Sunday, September 30, 2007
Thursday, September 27, 2007
ME (affectionately): If I were a mosquito, I would bite you.
TOBI (innocently): But you already bite me.
Tuesday, September 18, 2007
Monday, September 17, 2007
This week Tobi and I are going on vacation to Japan. Actually, he's already there visiting his parents. I will join him, and we'll spend a week together seeing the sights, with a few days in Tokyo and the rest in the countryside, including two days at an onsen (hot springs) resort. (Hot springs are incredibly popular in Japan. It's a major element of the culture.)
In Tokyo we're going to check out all of the standard touristy sights but also make our way over to the gay neighborhood, Shinjuki Ni-chome. Neither of us has been there before. It's said that there are 200-300 gay bars and restaurants crammed into this little neighborhood.
I'm very excited about the trip.
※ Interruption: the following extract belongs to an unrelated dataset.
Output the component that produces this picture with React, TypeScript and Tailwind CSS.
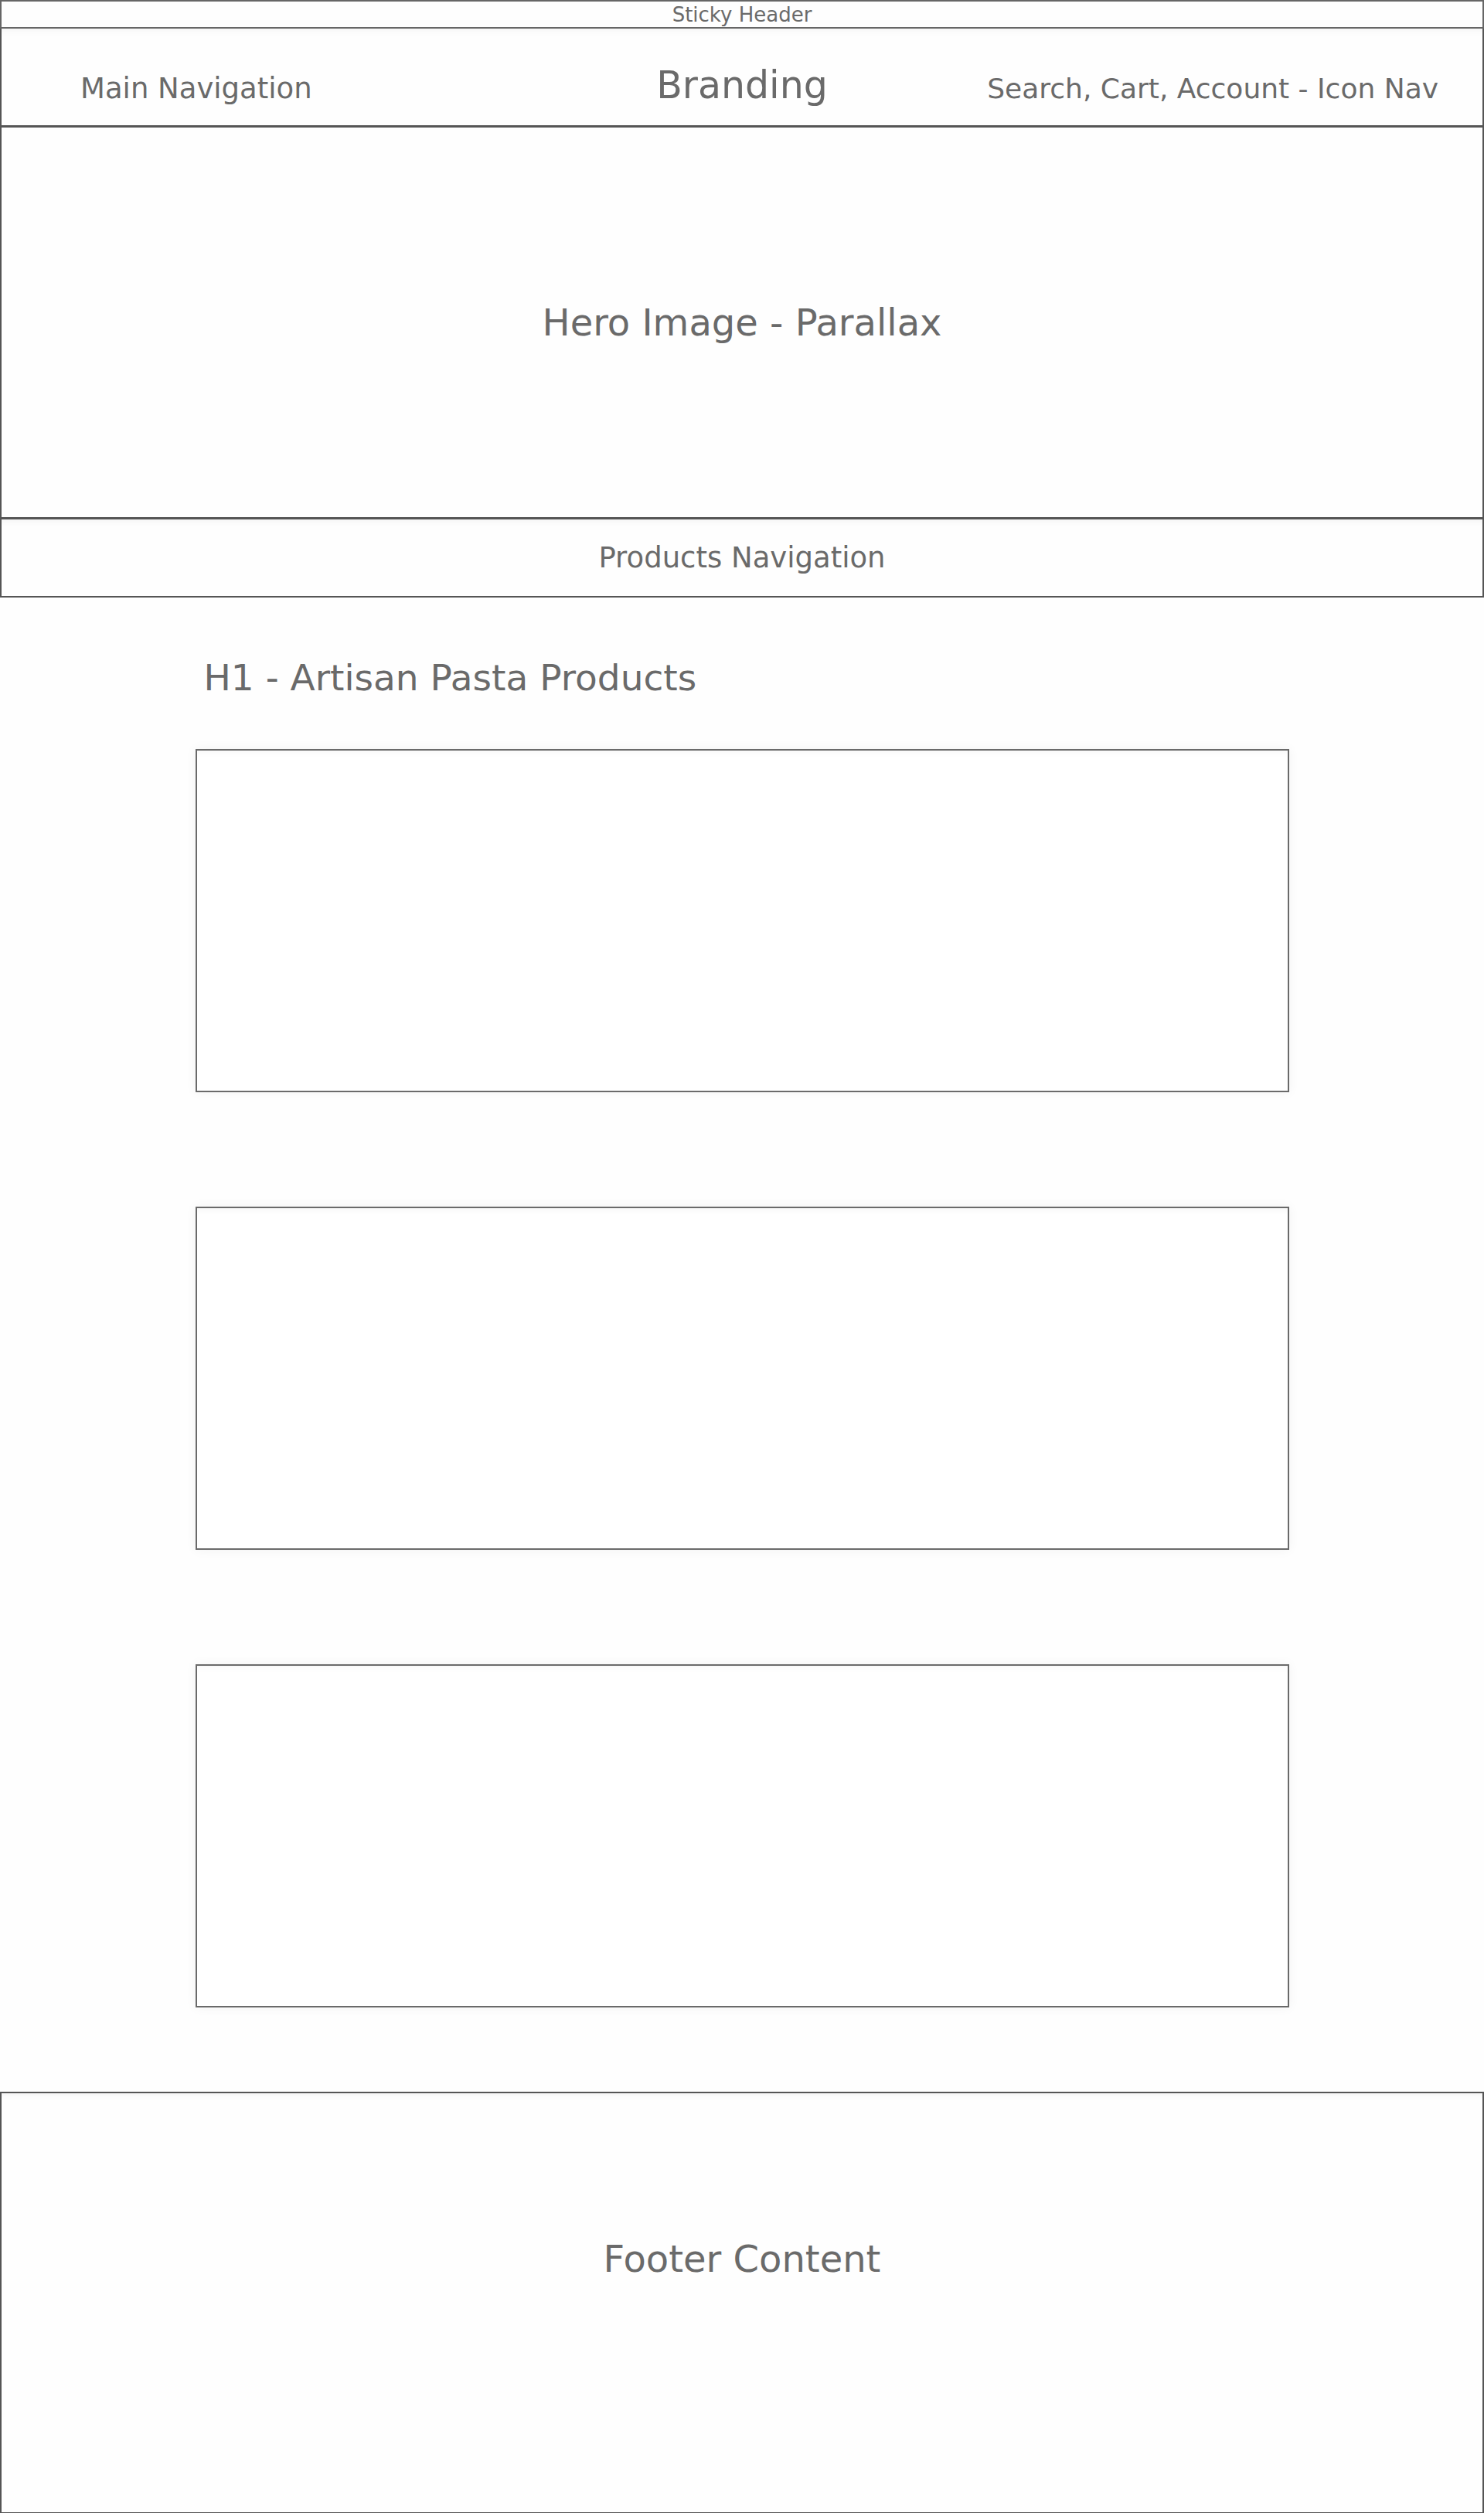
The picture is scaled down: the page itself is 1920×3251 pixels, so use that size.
import * as React from "react"

const sectionText = "text-[#6a6a6a] leading-none"

function ProductSlot() {
    return (
        <div className="w-[1415px] h-[444px] mx-auto border-2 border-[#6a6a6a] bg-white shadow-[0_0_14px_rgba(0,0,0,0.05),inset_0_10px_10px_-8px_rgba(0,0,0,0.04)]" />
    )
}

export default function App() {
    return (
        <div className="w-[1920px] min-h-[3251px] bg-[#fefefe] font-['DejaVu_Sans',sans-serif]">
            {/* Sticky header label */}
            <div className="h-[37px] border-2 border-[#666] flex items-center justify-center">
                <span className={`${sectionText} text-[26px]`}>Sticky Header</span>
            </div>

            {/* Header row */}
            <header className="h-[128px] border-x-2 border-b-[3px] border-[#555] grid grid-cols-[1fr_auto_1fr] items-baseline pt-[49px] px-[57px] shadow-[inset_0_10px_10px_-8px_rgba(0,0,0,0.05)]">
                <span className={`${sectionText} text-[37px] ml-[45px]`}>Main Navigation</span>
                <span className={`${sectionText} text-[49px]`}>Branding</span>
                <span className={`${sectionText} text-[36px] justify-self-end`}>Search, Cart, Account - Icon Nav</span>
            </header>

            {/* Hero */}
            <section className="h-[507px] border-x-2 border-b-[3px] border-[#555] flex items-center justify-center">
                <span className={`${sectionText} text-[48px]`}>Hero Image - Parallax</span>
            </section>

            {/* Products nav */}
            <nav className="h-[101px] border-x-2 border-b-2 border-[#555] flex items-center justify-center shadow-[inset_0_10px_10px_-8px_rgba(0,0,0,0.05)]">
                <span className={`${sectionText} text-[37px]`}>Products Navigation</span>
            </nav>

            {/* Products */}
            <main className="pt-[80px] pb-[109px]">
                <div className="w-[1415px] mx-auto">
                    <h1 className={`${sectionText} text-[47px] font-normal pl-[11px]`}>H1 - Artisan Pasta Products</h1>
                </div>
                <div className="mt-[69px] flex flex-col gap-[148px]">
                    <ProductSlot />
                    <ProductSlot />
                    <ProductSlot />
                </div>
            </main>

            {/* Footer */}
            <footer className="h-[546px] border-2 border-[#555] flex justify-center pt-[190px] shadow-[inset_0_10px_10px_-8px_rgba(0,0,0,0.05)]">
                <span className={`${sectionText} text-[48px]`}>Footer Content</span>
            </footer>
        </div>
    )
}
We love spending time together as a couple, and as far as Japan goes, it will be great for me to have a native guide, especially one as adorable as Tobi.
Being gay is not easy in Japanese culture. The culture treats almost any expression of individuality or difference as unpardonable selfishness. There is intense social pressure to conform. Tobi emigrated to the U.S.-- not knowing a soul here-- because living in Japan as a gay person wasn't feasible. Tobi's emigration to the U.S. reminds me a little of Brady's recently posted Plan B.
Japanese society is very conservative socially but this is not religously motivated. Tobi has had little exposure to Christianity and finds it foreign and somewhat frightening. His experience with Christians (of the non-Mormon Bible-thumping kind) has left him skittish.
We generally spend our lives immersed in our own culture. Its conventions become part of us, and its myths become our reality. Getting to know another culture intimately is a way of breaking open one's own. I myself have found comparing the Japanese gay experience with the Moho experience to be enlightening, and I think being a gay Mormon is easier than being a gay Japanese person. (Sorry, guys.)
Anyway, now you know a little bit more about our situation. I'll fill in more of the gaps in future posts and I'll be happy to answer questions entered as comments.
(I'm still not 100% adjusted to the idea of using pseudonyms, but I think it's less stilted than always saying "my boyfriend.")
Friday, September 14, 2007
The odd thing is that the menu was fixed. We had the same meal on Sundays throughout my entire childhood and adolescence. Here's the menu:
- Pot roast (you brown the meat, always chuck roast, by searing both sides with onion and then cook it in the oven until it is past well-done)
- Frozen peas (reheated)
- Mashed potatoes
- Brown gravy made from the roast's drippings, flour and water and sometimes with a dark brown gravy extender whose name I can't remember
- Salad in one of three forms (depending on your mood)
a) Iceberg lettuce with Italian dressing made from a seasoning packet
b) Orange jello with shredded carrots and canned pineapple chunks
c) Green jello with cottage cheese curds and canned pineapple chunks (and nuts?)
In the summer the frozen peas would be swapped with whatever vegetable happened to be available from the garden.
Was my mother deranged, or is this what people ate in the 60s and 70s? Is this a Mormon thing? Why did the menu never change? Why that menu? Did anyone else have a fixed Sunday menu? Does this still go on?
I don't know if the trauma of Sunday dinner made me gay, but I know it contributed, at a minimum, to my love of sushi.
Wednesday, September 12, 2007
I have never connected romantically with women. And I thought -- oh my god, I am going to die without ever knowing what it’s like to fall in love. That scared me. I don’t care what the Church says about life-long celibacy – you simply cannot mature and grow emotionally without physical and sexual intimacy. Prolonged sexual abstinence stunts your emotional growth. Repression messes with your mind. Sharing our bodies is vital to our psychological, emotional and spiritual wellbeing. And without the fulfillment of this primal basic need I was becoming a painful bitter wreck of a human being.
And I thought to hell with this – I want to experience love.
Troy's experience with celibacy matches my own. In my case (and I certainly don't claim this as a universal), being in a mixed-orientation marriage felt a lot like celibacy. It was only later when I was able to have normal romantic relationships with all their messiness, passion and confusion did I start to mature sexually. One way to put this is that I was unable to share my body with a woman.